-- begin TASK INPUT --

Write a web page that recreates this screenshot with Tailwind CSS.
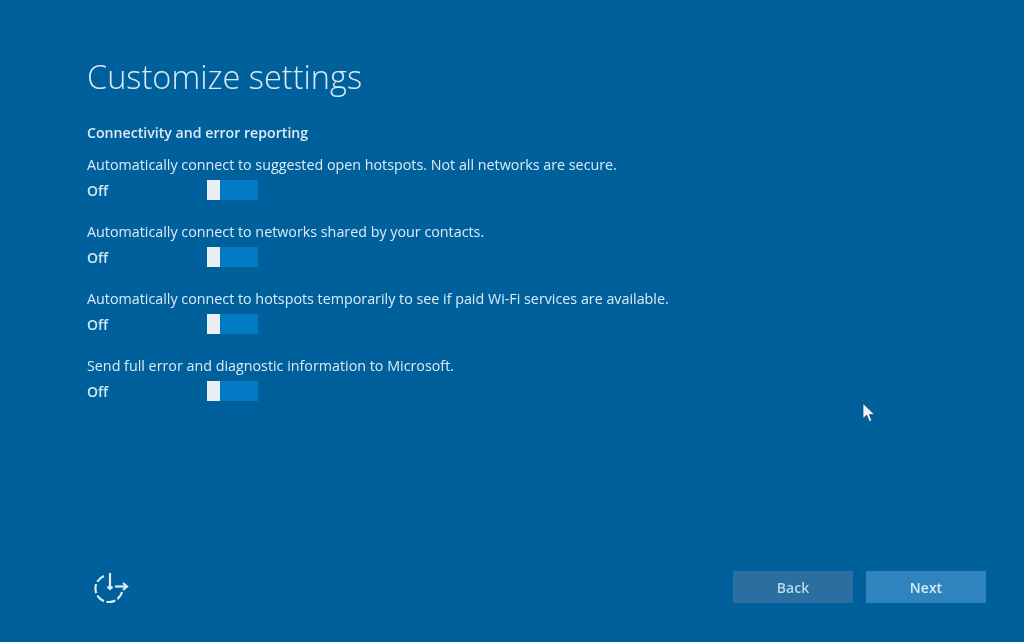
<!DOCTYPE html>
<html lang="en">

<head>
    <meta charset="UTF-8">
    <title>Customize settings</title>
    <script src="https://cdn.jsdelivr.net/npm/@tailwindcss/browser@4"></script>
</head>

<body class="bg-[#00609c]">
    <div class="relative h-[642px] w-[1024px] overflow-hidden flex flex-col font-['Open_Sans',sans-serif] text-[#dcebf5] blur-[0.4px]">
        <div class="flex-1 pl-[87px] pt-[55px]">
            <h1 class="text-[32.5px] leading-[44px] font-light text-[#d8e9f4]">Customize settings</h1>
            <h2 class="mt-[24px] text-[14.15px] leading-[20px] font-semibold">Connectivity and error reporting</h2>

            <div class="mt-[12px] flex flex-col gap-[22px]">
                <div>
                    <p class="text-[14.3px] leading-[20px]">Automatically connect to suggested open hotspots. Not all networks are secure.</p>
                    <div class="mt-[5px] flex items-center h-[20px]">
                        <span class="w-[120px] text-[14px] font-semibold text-[#d4e8f5]">Off</span>
                        <div class="flex h-[20px] w-[51px] bg-[#037ac4]"><div class="w-[13px] bg-[#e8eef2]"></div></div>
                    </div>
                </div>
                <div>
                    <p class="text-[14.3px] leading-[20px]">Automatically connect to networks shared by your contacts.</p>
                    <div class="mt-[5px] flex items-center h-[20px]">
                        <span class="w-[120px] text-[14px] font-semibold text-[#d4e8f5]">Off</span>
                        <div class="flex h-[20px] w-[51px] bg-[#037ac4]"><div class="w-[13px] bg-[#e8eef2]"></div></div>
                    </div>
                </div>
                <div>
                    <p class="text-[14.3px] leading-[20px]">Automatically connect to hotspots temporarily to see if paid Wi-Fi services are available.</p>
                    <div class="mt-[5px] flex items-center h-[20px]">
                        <span class="w-[120px] text-[14px] font-semibold text-[#d4e8f5]">Off</span>
                        <div class="flex h-[20px] w-[51px] bg-[#037ac4]"><div class="w-[13px] bg-[#e8eef2]"></div></div>
                    </div>
                </div>
                <div>
                    <p class="text-[14.3px] leading-[20px]">Send full error and diagnostic information to Microsoft.</p>
                    <div class="mt-[5px] flex items-center h-[20px]">
                        <span class="w-[120px] text-[14px] font-semibold text-[#d4e8f5]">Off</span>
                        <div class="flex h-[20px] w-[51px] bg-[#037ac4]"><div class="w-[13px] bg-[#e8eef2]"></div></div>
                    </div>
                </div>
            </div>
        </div>

        <div class="flex items-center justify-between pl-[93px] pr-[38px] pb-[39px]">
            <svg width="36" height="32" viewBox="0 0 36 32" fill="none" stroke="#dcecf6" stroke-width="2.2">
                <path d="M11 5A13.5 13.5 0 1 0 29 21" stroke-dasharray="9 2.5"/>
                <path d="M17 2V18"/>
                <path d="M14.5 15.5L17 18L19.5 15.5"/>
                <path d="M22 15.5H34"/>
                <path d="M30 12L34 15.5L30 19"/>
            </svg>
            <div class="flex gap-[13px]">
                <button class="h-[32px] w-[120px] bg-[#2a6f9f] text-[14px] font-semibold text-[#b5d9f0]">Back</button>
                <button class="h-[32px] w-[120px] bg-[#2f84bd] text-[14px] font-semibold text-[#d5ebf8]">Next</button>
            </div>
        </div>

        <svg class="absolute left-[862px] top-[403px]" width="14" height="20" viewBox="0 0 14 20">
            <path d="M1 0.5V15.5L4.8 12.2L7.4 18.5L9.8 17.5L7.4 11.6H12.5Z" fill="#f2f6f9" stroke="#14425f" stroke-width="0.7"/>
        </svg>
    </div>
</body>

</html>
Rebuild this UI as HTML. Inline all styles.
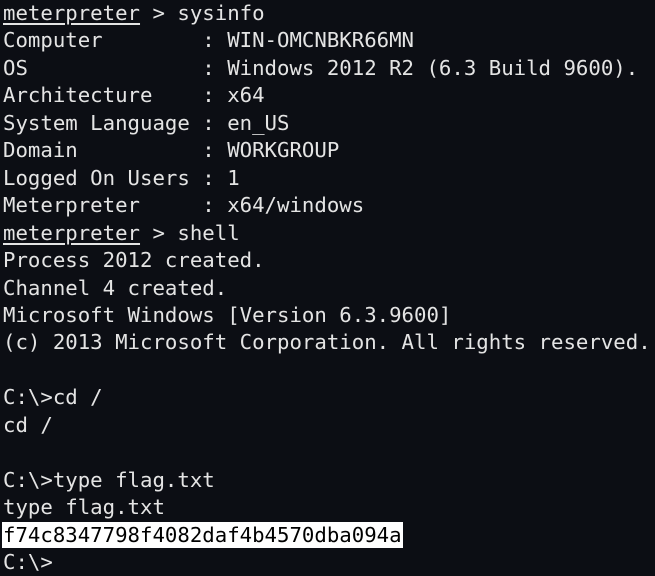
<!DOCTYPE html>
<html><head><meta charset="utf-8"><style>
html,body{margin:0;padding:0;background:#0c0e14;width:655px;height:576px;overflow:hidden}
pre{margin:0;padding:0 0 0 3px;font-family:"DejaVu Sans Mono","Liberation Mono",monospace;font-size:20.7px;line-height:27.45px;color:#e4e4e4;white-space:pre}
u{text-decoration:underline;text-underline-offset:3px}
.hl{background:#fff;color:#000;outline:1px solid #fff}
</style></head><body><pre><u>meterpreter</u> &gt; sysinfo
Computer        : WIN-OMCNBKR66MN
OS              : Windows 2012 R2 (6.3 Build 9600).
Architecture    : x64
System Language : en_US
Domain          : WORKGROUP
Logged On Users : 1
Meterpreter     : x64/windows
<u>meterpreter</u> &gt; shell
Process 2012 created.
Channel 4 created.
Microsoft Windows [Version 6.3.9600]
(c) 2013 Microsoft Corporation. All rights reserved.

C:\&gt;cd /
cd /

C:\&gt;type flag.txt
type flag.txt
<span class="hl">f74c8347798f4082daf4b4570dba094a</span>
C:\&gt;</pre></body></html>
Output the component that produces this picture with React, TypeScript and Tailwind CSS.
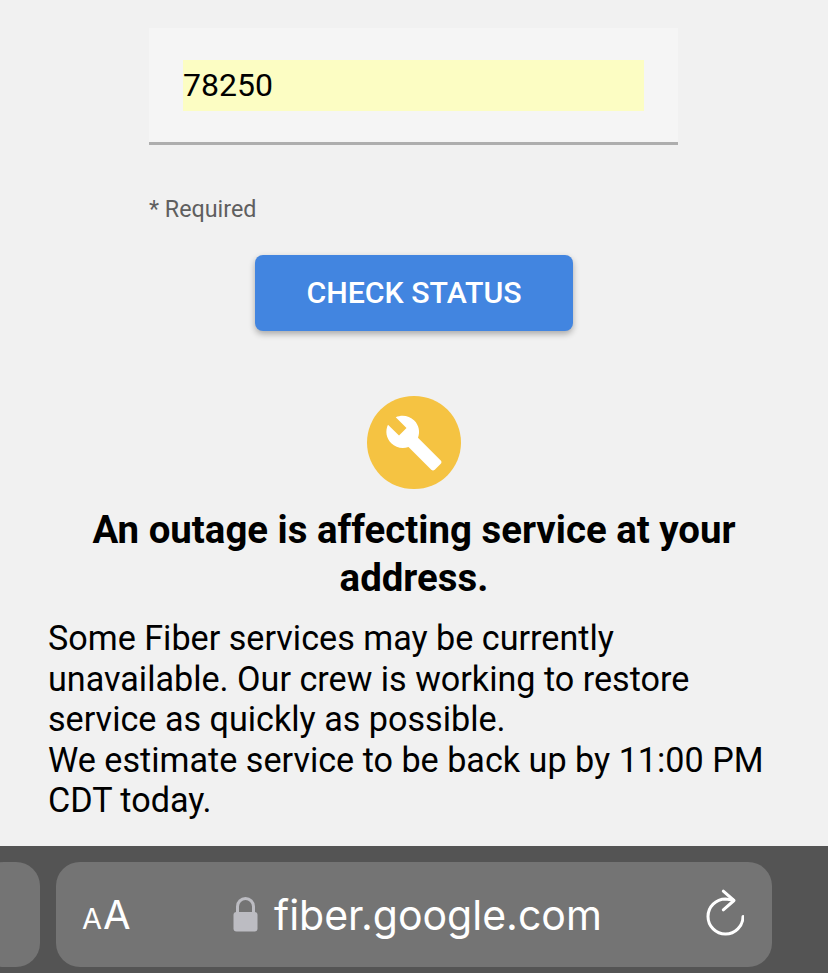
import { MdBuild } from 'react-icons/md';

export default function App() {
  return (
    <div className="flex h-[973px] w-[828px] flex-col overflow-hidden bg-[#f1f1f1] font-['Roboto',sans-serif]">
      <main className="flex h-[846px] flex-col px-[48px] pt-[28px]">
        {/* Zip field */}
        <div className="ml-[101px] h-[117px] w-[529px] border-b-[3px] border-[#aeaeae] bg-[#f5f5f5] px-[34px] pt-[32px]">
          <div className="flex h-[51px] w-[461px] items-center bg-[#fcfdc3] pb-[2px] text-[32px] text-black">78250</div>
        </div>
        <p className="ml-[101px] mt-[50px] text-[23.300px] leading-[28px] text-[#5f5f5f]">* Required</p>

        <button className="mx-auto mt-[32px] flex h-[76px] w-[318px] shrink-0 items-center justify-center rounded-[8px] bg-[#4285e0] text-[30.300px] font-medium text-white shadow-[0_3px_6px_rgba(0,0,0,0.3)]">
          CHECK STATUS
        </button>

        {/* Outage status */}
        <div className="mx-auto mt-[65px] flex h-[93px] w-[94px] shrink-0 items-center justify-center rounded-full bg-[#f5c342]">
          <MdBuild className="h-[60px] w-[60px] text-white" />
        </div>
        <h1 className="mt-[17px] text-center text-[38.400px] leading-[48px] font-bold text-black">
          An outage is affecting service at your address.
        </h1>
        <p className="mt-[16px] text-[34.150px] leading-[40.6px] text-black">
          Some Fiber services may be currently unavailable. Our crew is working to restore service as quickly as possible.
          <br />
          We estimate service to be back up by 11:00 PM CDT today.
        </p>
      </main>

      {/* Safari bottom bar */}
      <footer className="flex flex-1 gap-[16px] bg-[#545454] pt-[16px] font-['Inter',sans-serif] text-white">
        <div className="-ml-[20px] h-[105px] w-[60px] shrink-0 rounded-[24px] bg-[#747474]" />
        <div className="flex h-[105px] w-[716px] shrink-0 items-center rounded-[24px] bg-[#747474] pr-[28px] pl-[26px]">
          <span className="flex w-[151px] items-baseline gap-[1px] font-normal">
            <span className="text-[29px]">A</span>
            <span className="text-[40px]">A</span>
          </span>
          <svg viewBox="0 0 25 36" className="h-[36px] w-[25px] fill-[#bcbcc2]">
            <path d="M4.500 16V9.500a8 8 0 0 1 16 0V16" className="fill-none stroke-[#bcbcc2] stroke-[3]" />
            <rect x="0.500" y="15" width="24" height="19.500" rx="3" />
          </svg>
          <span className="mt-[2px] ml-[16px] text-[41px] leading-none font-normal">fiber.google.com</span>
          <svg viewBox="0 0 38 52" className="ml-auto h-[52px] w-[38px] fill-none stroke-white stroke-[3]">
            <path d="M37 27.500A17.500 17.500 0 1 1 19.500 10L27 11" strokeLinecap="round" />
            <path d="M17.300 2.200 L28 11.500 L17.300 20.800" strokeLinecap="round" strokeLinejoin="round" />
          </svg>
        </div>
      </footer>
    </div>
  );
}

-- end TASK INPUT --

→ **STATED EXERCISE**:
Your task is to return the lines above, from the first one up to and including the line containing "and error reporting</h2>", minus any pictures.

→ **ANSWER**:
Write a web page that recreates this screenshot with Tailwind CSS.
<!DOCTYPE html>
<html lang="en">

<head>
    <meta charset="UTF-8">
    <title>Customize settings</title>
    <script src="https://cdn.jsdelivr.net/npm/@tailwindcss/browser@4"></script>
</head>

<body class="bg-[#00609c]">
    <div class="relative h-[642px] w-[1024px] overflow-hidden flex flex-col font-['Open_Sans',sans-serif] text-[#dcebf5] blur-[0.4px]">
        <div class="flex-1 pl-[87px] pt-[55px]">
            <h1 class="text-[32.5px] leading-[44px] font-light text-[#d8e9f4]">Customize settings</h1>
            <h2 class="mt-[24px] text-[14.15px] leading-[20px] font-semibold">Connectivity and error reporting</h2>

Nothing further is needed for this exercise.